When you gave your fourth additional slogan, Defeat is Victory, I immediately thought of the book, Catch-22, and the old man in the brothel who kept chiding Nately when he came to visit his whore. That the future of Italy was to be defeated, so that the Americans would come to give them gifts, money, rebuild them, etc. In retrospect, the backwards logic of most of the Catch-22 book would fit right in here with the logic (or anti-logic) that you provided. It has been years since I read that book, and maybe I should dig it back out of its box - possibly a nice diversion right now from all the advertisements and telephone survey calls I get nightly since I live in Iowa. The time to read a bit of Catch-22 each evening will about fill my time between today and February 2, when my phone will again go quiet again until next fall.
Kevin Anderson
Dmitry,
You never seize to enlighten, amaze and totally captivate with your fantastic, well-thought out, well-written articles.
I salute you and thank you for the time you invest here and sharing...
Vintage Orlov. Unfortunately the humor means it can be easily dismissed as.... humor. Too bad.
Going from an ingrained belief in exceptionalism to an acceptance that one is just another defeated also-ran won't be an easy thing for the USSA. Hubris will make the fall that much harder. I can't see the US coming out as well as Russia did, or Germany or Japan. More like Egypt. And that's ignoring the hundreds of meltdown-ready nuclear reactors, and the nuclear weapons that can highly likely be launched from, and by, Israel.
Harder times are coming.
I wouldnt write the US off just yet , they still have the worlds largest military together with the worlds largest debt , all soon to be headed by Donald Duck. Like any good psychopath , they simply cant stop and when cornered i expect them to fight like a rabid dog and lash out with everything at their disposal . This show is just beginning , not ending . Happy new year , Dmitry . Are you still an American ?
To paraphrase Homer Simpson:
"Defeat? Woo hoo! The two sweetest words in the English language: Dee feat, dee feat, dee feat!"
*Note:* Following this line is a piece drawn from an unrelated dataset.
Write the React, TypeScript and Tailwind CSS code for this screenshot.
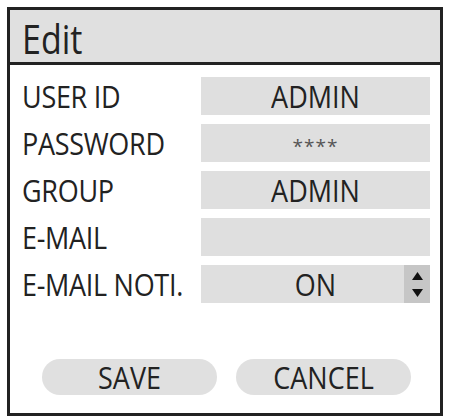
import type { ReactNode } from "react";

const font = { fontFamily: '"Open Sans", "Noto Sans", sans-serif' };

const text = "text-[27px] leading-none text-[#222] scale-y-[1.12]";

function Field({ label, children }: { label: string; children: ReactNode }) {
  return (
    <div className="flex items-center">
      <div className="w-[191px] pl-[12px]">
        <p className={text + " whitespace-nowrap tracking-[-0.3px] origin-left"}>{label}</p>
      </div>
      {children}
    </div>
  );
}

function Box({ children }: { children?: ReactNode }) {
  return (
    <div className="w-[229px] h-[38px] bg-[#dfdfdf] flex items-center justify-center">
      {children}
    </div>
  );
}

function Spinner() {
  return (
    <div className="w-[26px] h-full bg-[#c6c6c6] flex flex-col items-center justify-center gap-[9px]">
      <svg width="11" height="8" viewBox="0 0 11 8">
        <path d="M5.5 0 L11 8 L0 8 Z" fill="#111" />
      </svg>
      <svg width="11" height="8" viewBox="0 0 11 8">
        <path d="M0 0 L11 0 L5.5 8 Z" fill="#111" />
      </svg>
    </div>
  );
}

export default function App() {
  return (
    <div className="w-[449px] h-[417px] bg-white pt-[7px] pl-[7px]" style={font}>
      <div className="w-[436px] h-[409px] border-[3px] border-[#222] flex flex-col">
        {/* title bar */}
        <div className="h-[55px] bg-[#e0e0e0] border-b-[3px] border-[#222] flex items-center pl-[12px]">
          <p className="text-[34px] leading-none text-[#222] pt-[3px] scale-y-[1.2] origin-left">Edit</p>
        </div>

        {/* fields */}
        <div className="flex flex-col gap-[9px] pt-[12px]">
          <Field label="USER ID">
            <Box>
              <span className={text}>ADMIN</span>
            </Box>
          </Field>
          <Field label="PASSWORD">
            <Box>
              <span className="text-[19px] leading-none text-[#555] tracking-[1px] pt-[6px]">****</span>
            </Box>
          </Field>
          <Field label="GROUP">
            <Box>
              <span className={text}>ADMIN</span>
            </Box>
          </Field>
          <Field label="E-MAIL">
            <Box />
          </Field>
          <Field label="E-MAIL NOTI.">
            <div className="w-[229px] h-[38px] bg-[#dfdfdf] flex items-center">
              <span className="flex-1 flex justify-center pl-[26px]">
                <span className={text}>ON</span>
              </span>
              <Spinner />
            </div>
          </Field>
        </div>

        {/* actions */}
        <div className="mt-auto mb-[18px] flex justify-center gap-[19px] pl-[3px]">
          <button className="w-[175px] h-[36px] rounded-full bg-[#e0e0e0] flex items-center justify-center">
            <span className={text}>SAVE</span>
          </button>
          <button className="w-[175px] h-[36px] rounded-full bg-[#e0e0e0] flex items-center justify-center">
            <span className={text}>CANCEL</span>
          </button>
        </div>
      </div>
    </div>
  );
}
https://www.youtube.com/watch?v=RhvIISDoarU
"Friends may come and go but enemies accumulate." Kind of sums up America today.
The ignorance of the US public is deplorable, but it has been expensively bought. The public is systematically misinformed, or left uninformed, and truth is stigmatized.
http://www.zerohedge.com/news/2016-01-18/us-government-has-long-used-propaganda-against-american-people
You might as well blame chickens for the conditions in a factory farm.
Sites like ClubOrlov offer light in the murk and are invaluable. The more people who can be lifted out of their mental cages, the better. But spare some sympathy for those just trying to keep their heads down and survive day by day -- though their enforced passivity weighs down us all.
and Liquidity is Solidity...
Hilarious - and bullseye accurate - as ever! Unique Keaton-deadpan humour and incisive insight combo. Very many thanks, skipper!
BTW, Dmitry, what is your 40 УДАРОВ project, and is there an English-language version, please?
There are more gems here than I could find six ways from Sunday. Comes winter, comes treasure.
Not all us americans are ignorant cattle. But not enough aren't either to make a difference. Great article, depressing, but completely on point.
I notice there are some comments about "exceptionalism" and America, but I wonder. Is America really the first country or empire to be afflicted with this condition?
What about Rome at the height of its empire? I wish I could stand in the streets of Rome and listen in on a typical Roman conversation about "the greatness of Rome", etc., etc. I am guessing it would sound much like how Americans talk about their own country. In fact, I believe it would.
There is an old Jewish saying that goes something like this: "There is nothing new under the sun." I believe the same or similar form of exceptionalism afflicted not only Rome, but other empires throughout time such as the Egyptian and Chinese empires that lasted for centuries, to name just a couple.
And what about all the countries and empires that tried to emulate Rome even after its fall and dissolution into (ahem) Italy? I even read once that Ho Chi Minh wrote a declaration of independence that was almost verbatim like our own, but we still rejected Vietnamese independence from France. I wonder how many nations will try to copy at least our republic long after our decline and fall into obscurity?
Just remember: exceptionalism is nothing new. It just happens to afflict America at the moment. My guess is it will afflict some other empire or nation in the future. In fact, I might go so far as to say that empire (and its Orwellian nature) actually breeds exceptionalism, especially at the very end, when the empire has nothing left to offer its subjects.
Thanks, Dmitry, for a great laugh. I am frequently depressed by my own ignorance, but amazingly I find the cure is to actually find out something true that I didn't know. I think it would be a great step forward if we could somehow force the msm to headline their articles using the word "allegedly" or some such, e.g "President Obama alleges that the US economy is the strongest in the world" or "Colin Powell alleges that Iraq has weapons of mass destruction". Maybe this would at least raise the question in people's minds that the statements might not be true. Then again, probably not :-(
I think that history has proven conclusively that all nations that rise to some significance have problems that are pathological which leads to their downfall. In tepid defense of the US its probably unmatched in history global power could have been worse. Imagine German fascism triumphant or how about an alt history with the USSR somehow the world's premier power.
Well alt history is a fools errand but humans individually and collectively will always fail and bill of indictment are so very easy to compile.